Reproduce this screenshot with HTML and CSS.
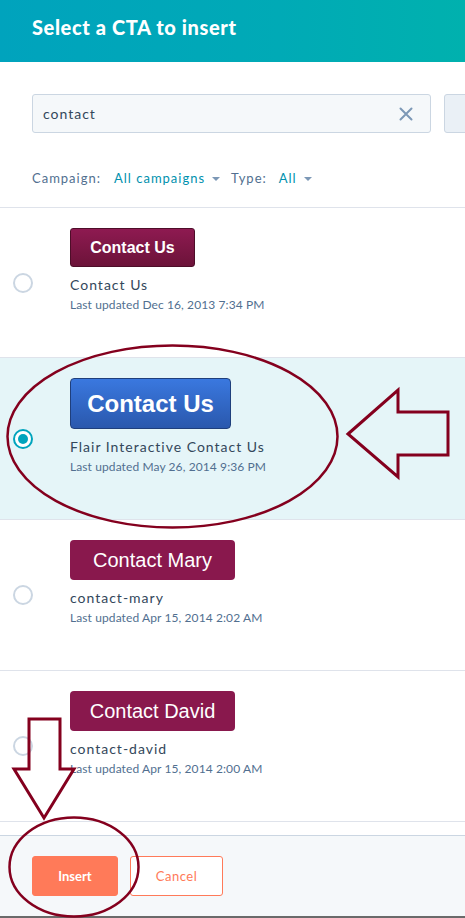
FILE: index.html
```html
<!DOCTYPE html>
<html>
<head>
<meta charset="utf-8">
<link rel="stylesheet" href="styles.css">
</head>
<body>
<div class="panel">
  <header class="header">
    <h1 class="title">Select a CTA to insert</h1>
  </header>
  <div class="filters">
    <div class="search-row">
      <div class="search">
        <span class="search-text">contact</span>
        <svg class="clear" width="14" height="14" viewBox="0 0 14 14"><path d="M1.5 1.5 L12.5 12.5 M12.5 1.5 L1.5 12.5" stroke="#7c98b6" stroke-width="2" stroke-linecap="round"/></svg>
      </div>
      <div class="side-btn"></div>
    </div>
    <div class="filter-row">
      <span class="flabel">Campaign:</span>
      <span class="fvalue">All campaigns</span><span class="caret"></span>
      <span class="flabel type">Type:</span>
      <span class="fvalue">All</span><span class="caret"></span>
    </div>
  </div>
  <div class="list">
    <div class="row">
      <span class="radio"></span>
      <div class="info">
        <span class="cta cta-maroon">Contact Us</span>
        <div class="name">Contact Us</div>
        <div class="date">Last updated Dec 16, 2013 7:34 PM</div>
      </div>
    </div>
    <div class="row selected">
      <span class="radio on"></span>
      <div class="info">
        <span class="cta cta-blue">Contact Us</span>
        <div class="name">Flair Interactive Contact Us</div>
        <div class="date">Last updated May 26, 2014 9:36 PM</div>
      </div>
    </div>
    <div class="row">
      <span class="radio"></span>
      <div class="info">
        <span class="cta cta-flat">Contact Mary</span>
        <div class="name">contact-mary</div>
        <div class="date">Last updated Apr 15, 2014 2:02 AM</div>
      </div>
    </div>
    <div class="row">
      <span class="radio"></span>
      <div class="info">
        <span class="cta cta-flat">Contact David</span>
        <div class="name">contact-david</div>
        <div class="date">Last updated Apr 15, 2014 2:00 AM</div>
      </div>
    </div>
    <div class="spacer"></div>
  </div>
  <footer class="footer">
    <button class="btn btn-primary">Insert</button>
    <button class="btn btn-secondary">Cancel</button>
  </footer>
</div>
<svg class="annotations" width="465" height="918" viewBox="0 0 465 918">
  <g fill="none" stroke="#84001e" stroke-width="2.5">
    <ellipse cx="172.5" cy="436.5" rx="165" ry="91"/>
    <polygon points="348,434 398,390 398,412 448,412 448,455 398,455 398,477" stroke-width="3"/>
    <polygon points="29,719 60,719 60,769 74,769 44,818 14,769 29,769" stroke-width="3"/>
    <ellipse cx="74" cy="867" rx="64.5" ry="49.5"/>
  </g>
</svg>
</body>
</html>
```
FILE: styles.css
```css
* { box-sizing: border-box; }
html, body { margin: 0; padding: 0; }
body {
  width: 465px;
  height: 918px;
  overflow: hidden;
  position: relative;
  background: #fff;
  font-family: Lato, "Open Sans", sans-serif;
  color: #33475b;
}
.panel {
  display: flex;
  flex-direction: column;
  height: 918px;
}
.header {
  height: 62px;
  flex: none;
  background: linear-gradient(90deg, #00a3bd 0%, #00aab6 60%, #00b1ae 100%);
  padding: 14px 0 0 32px;
}
.title {
  margin: 0;
  font-size: 20px;
  line-height: 26px;
  font-weight: 900;
  color: #fff;
  letter-spacing: 0.6px;
}
.filters {
  flex: none;
  padding: 32px 0 0 32px;
  height: 146px;
  border-bottom: 1px solid #dfe3eb;
  overflow: hidden;
}
.search-row {
  display: flex;
  gap: 13px;
  width: 600px;
}
.search {
  width: 399px;
  height: 39px;
  flex: none;
  background: #f5f8fa;
  border: 1px solid #cbd6e2;
  border-radius: 3px;
  display: flex;
  align-items: center;
  justify-content: space-between;
  padding: 0 17px 0 10px;
}
.search-text {
  font-size: 14px;
  letter-spacing: 1px;
  color: #33475b;
}
.side-btn {
  width: 100px;
  height: 39px;
  flex: none;
  background: #eaf0f6;
  border: 1px solid #cbd6e2;
  border-radius: 3px;
}
.filter-row {
  display: flex;
  align-items: center;
  margin-top: 36px;
  font-size: 13px;
  line-height: 18px;
  letter-spacing: 1px;
}
.flabel { color: #516f90; margin-right: 13px; }
.flabel.type { margin-right: 12px; }
.fvalue { color: #0091ae; }
.caret {
  width: 0; height: 0;
  border-left: 4px solid transparent;
  border-right: 4px solid transparent;
  border-top: 4px solid #7c98b6;
  margin: 2px 11px 0 7px;
}
.list {
  flex: 1;
  display: flex;
  flex-direction: column;
}
.row {
  display: flex;
  align-items: center;
  border-bottom: 1px solid #dfe3eb;
  padding: 20px 0 44px 13px;
  flex: none;
}
.row.selected { background: #e5f5f8; }
.radio {
  width: 20px;
  height: 20px;
  border: 2px solid #cbd6e2;
  border-radius: 50%;
  background: #fff;
  flex: none;
  margin-right: 37px;
  position: relative;
  top: 12px;
}
.radio.on {
  border-color: #00a4bd;
  display: flex;
  align-items: center;
  justify-content: center;
}
.radio.on::after {
  content: "";
  width: 10px;
  height: 10px;
  border-radius: 50%;
  background: #00a4bd;
}
.info {
  display: flex;
  flex-direction: column;
  align-items: flex-start;
}
.cta {
  font-family: "Liberation Sans", Arial, sans-serif;
  color: #fff;
  display: flex;
  align-items: center;
  justify-content: center;
}
.cta-maroon {
  width: 125px;
  height: 39px;
  font-size: 16px;
  font-weight: bold;
  background: linear-gradient(180deg, #8e1a51 0%, #6c1339 100%);
  border: 1px solid #4e0d29;
  border-radius: 3px;
}
.cta-blue {
  width: 161px;
  height: 51px;
  font-size: 24px;
  font-weight: bold;
  background: linear-gradient(180deg, #3a78df 0%, #2a58ad 100%);
  border: 1px solid #1f3f7c;
  border-radius: 4px;
}
.cta-flat {
  width: 165px;
  height: 40px;
  font-size: 20px;
  background: #89184d;
  border-radius: 4px;
}
.name {
  margin-top: 8px;
  font-size: 14px;
  line-height: 20px;
  letter-spacing: 1px;
  color: #33475b;
}
.date {
  margin-top: 2px;
  font-size: 12px;
  line-height: 16px;
  letter-spacing: 0.1px;
  color: #516f90;
}
.spacer { flex: 1; }
.footer {
  flex: none;
  height: 83px;
  background: #f5f8fa;
  border-top: 1px solid #cbd6e2;
  border-bottom: 2px solid #6a6a6a;
  display: flex;
  align-items: flex-start;
  gap: 12px;
  padding: 20px 0 0 32px;
}
.btn {
  height: 40px;
  border-radius: 3px;
  font-family: Lato, "Open Sans", sans-serif;
  font-size: 13px;
  padding: 0;
  cursor: pointer;
}
.btn-primary {
  width: 86px;
  background: #ff7a59;
  border: 1px solid #ff7a59;
  color: #fff;
  font-weight: 700;
}
.btn-secondary {
  width: 93px;
  background: #fff;
  border: 1px solid #ff7a59;
  color: #ff7a59;
  letter-spacing: 0.5px;
}
.annotations {
  position: absolute;
  left: 0;
  top: 0;
  pointer-events: none;
}
```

----------------

OBJECTIVE
Reproduce the listing word for word and omit its pictures.

PROBLEM SOLUTION
Reproduce this screenshot with HTML and CSS.
FILE: index.html
```html
<!DOCTYPE html>
<html>
<head>
<meta charset="utf-8">
<link rel="stylesheet" href="styles.css">
</head>
<body>
<div class="panel">
  <header class="header">
    <h1 class="title">Select a CTA to insert</h1>
  </header>
  <div class="filters">
    <div class="search-row">
      <div class="search">
        <span class="search-text">contact</span>
        <svg class="clear" width="14" height="14" viewBox="0 0 14 14"><path d="M1.5 1.5 L12.5 12.5 M12.5 1.5 L1.5 12.5" stroke="#7c98b6" stroke-width="2" stroke-linecap="round"/></svg>
      </div>
      <div class="side-btn"></div>
    </div>
    <div class="filter-row">
      <span class="flabel">Campaign:</span>
      <span class="fvalue">All campaigns</span><span class="caret"></span>
      <span class="flabel type">Type:</span>
      <span class="fvalue">All</span><span class="caret"></span>
    </div>
  </div>
  <div class="list">
    <div class="row">
      <span class="radio"></span>
      <div class="info">
        <span class="cta cta-maroon">Contact Us</span>
        <div class="name">Contact Us</div>
        <div class="date">Last updated Dec 16, 2013 7:34 PM</div>
      </div>
    </div>
    <div class="row selected">
      <span class="radio on"></span>
      <div class="info">
        <span class="cta cta-blue">Contact Us</span>
        <div class="name">Flair Interactive Contact Us</div>
        <div class="date">Last updated May 26, 2014 9:36 PM</div>
      </div>
    </div>
    <div class="row">
      <span class="radio"></span>
      <div class="info">
        <span class="cta cta-flat">Contact Mary</span>
        <div class="name">contact-mary</div>
        <div class="date">Last updated Apr 15, 2014 2:02 AM</div>
      </div>
    </div>
    <div class="row">
      <span class="radio"></span>
      <div class="info">
        <span class="cta cta-flat">Contact David</span>
        <div class="name">contact-david</div>
        <div class="date">Last updated Apr 15, 2014 2:00 AM</div>
      </div>
    </div>
    <div class="spacer"></div>
  </div>
  <footer class="footer">
    <button class="btn btn-primary">Insert</button>
    <button class="btn btn-secondary">Cancel</button>
  </footer>
</div>
<svg class="annotations" width="465" height="918" viewBox="0 0 465 918">
  <g fill="none" stroke="#84001e" stroke-width="2.5">
    <ellipse cx="172.5" cy="436.5" rx="165" ry="91"/>
    <polygon points="348,434 398,390 398,412 448,412 448,455 398,455 398,477" stroke-width="3"/>
    <polygon points="29,719 60,719 60,769 74,769 44,818 14,769 29,769" stroke-width="3"/>
    <ellipse cx="74" cy="867" rx="64.5" ry="49.5"/>
  </g>
</svg>
</body>
</html>
```
FILE: styles.css
```css
* { box-sizing: border-box; }
html, body { margin: 0; padding: 0; }
body {
  width: 465px;
  height: 918px;
  overflow: hidden;
  position: relative;
  background: #fff;
  font-family: Lato, "Open Sans", sans-serif;
  color: #33475b;
}
.panel {
  display: flex;
  flex-direction: column;
  height: 918px;
}
.header {
  height: 62px;
  flex: none;
  background: linear-gradient(90deg, #00a3bd 0%, #00aab6 60%, #00b1ae 100%);
  padding: 14px 0 0 32px;
}
.title {
  margin: 0;
  font-size: 20px;
  line-height: 26px;
  font-weight: 900;
  color: #fff;
  letter-spacing: 0.6px;
}
.filters {
  flex: none;
  padding: 32px 0 0 32px;
  height: 146px;
  border-bottom: 1px solid #dfe3eb;
  overflow: hidden;
}
.search-row {
  display: flex;
  gap: 13px;
  width: 600px;
}
.search {
  width: 399px;
  height: 39px;
  flex: none;
  background: #f5f8fa;
  border: 1px solid #cbd6e2;
  border-radius: 3px;
  display: flex;
  align-items: center;
  justify-content: space-between;
  padding: 0 17px 0 10px;
}
.search-text {
  font-size: 14px;
  letter-spacing: 1px;
  color: #33475b;
}
.side-btn {
  width: 100px;
  height: 39px;
  flex: none;
  background: #eaf0f6;
  border: 1px solid #cbd6e2;
  border-radius: 3px;
}
.filter-row {
  display: flex;
  align-items: center;
  margin-top: 36px;
  font-size: 13px;
  line-height: 18px;
  letter-spacing: 1px;
}
.flabel { color: #516f90; margin-right: 13px; }
.flabel.type { margin-right: 12px; }
.fvalue { color: #0091ae; }
.caret {
  width: 0; height: 0;
  border-left: 4px solid transparent;
  border-right: 4px solid transparent;
  border-top: 4px solid #7c98b6;
  margin: 2px 11px 0 7px;
}
.list {
  flex: 1;
  display: flex;
  flex-direction: column;
}
.row {
  display: flex;
  align-items: center;
  border-bottom: 1px solid #dfe3eb;
  padding: 20px 0 44px 13px;
  flex: none;
}
.row.selected { background: #e5f5f8; }
.radio {
  width: 20px;
  height: 20px;
  border: 2px solid #cbd6e2;
  border-radius: 50%;
  background: #fff;
  flex: none;
  margin-right: 37px;
  position: relative;
  top: 12px;
}
.radio.on {
  border-color: #00a4bd;
  display: flex;
  align-items: center;
  justify-content: center;
}
.radio.on::after {
  content: "";
  width: 10px;
  height: 10px;
  border-radius: 50%;
  background: #00a4bd;
}
.info {
  display: flex;
  flex-direction: column;
  align-items: flex-start;
}
.cta {
  font-family: "Liberation Sans", Arial, sans-serif;
  color: #fff;
  display: flex;
  align-items: center;
  justify-content: center;
}
.cta-maroon {
  width: 125px;
  height: 39px;
  font-size: 16px;
  font-weight: bold;
  background: linear-gradient(180deg, #8e1a51 0%, #6c1339 100%);
  border: 1px solid #4e0d29;
  border-radius: 3px;
}
.cta-blue {
  width: 161px;
  height: 51px;
  font-size: 24px;
  font-weight: bold;
  background: linear-gradient(180deg, #3a78df 0%, #2a58ad 100%);
  border: 1px solid #1f3f7c;
  border-radius: 4px;
}
.cta-flat {
  width: 165px;
  height: 40px;
  font-size: 20px;
  background: #89184d;
  border-radius: 4px;
}
.name {
  margin-top: 8px;
  font-size: 14px;
  line-height: 20px;
  letter-spacing: 1px;
  color: #33475b;
}
.date {
  margin-top: 2px;
  font-size: 12px;
  line-height: 16px;
  letter-spacing: 0.1px;
  color: #516f90;
}
.spacer { flex: 1; }
.footer {
  flex: none;
  height: 83px;
  background: #f5f8fa;
  border-top: 1px solid #cbd6e2;
  border-bottom: 2px solid #6a6a6a;
  display: flex;
  align-items: flex-start;
  gap: 12px;
  padding: 20px 0 0 32px;
}
.btn {
  height: 40px;
  border-radius: 3px;
  font-family: Lato, "Open Sans", sans-serif;
  font-size: 13px;
  padding: 0;
  cursor: pointer;
}
.btn-primary {
  width: 86px;
  background: #ff7a59;
  border: 1px solid #ff7a59;
  color: #fff;
  font-weight: 700;
}
.btn-secondary {
  width: 93px;
  background: #fff;
  border: 1px solid #ff7a59;
  color: #ff7a59;
  letter-spacing: 0.5px;
}
.annotations {
  position: absolute;
  left: 0;
  top: 0;
  pointer-events: none;
}
```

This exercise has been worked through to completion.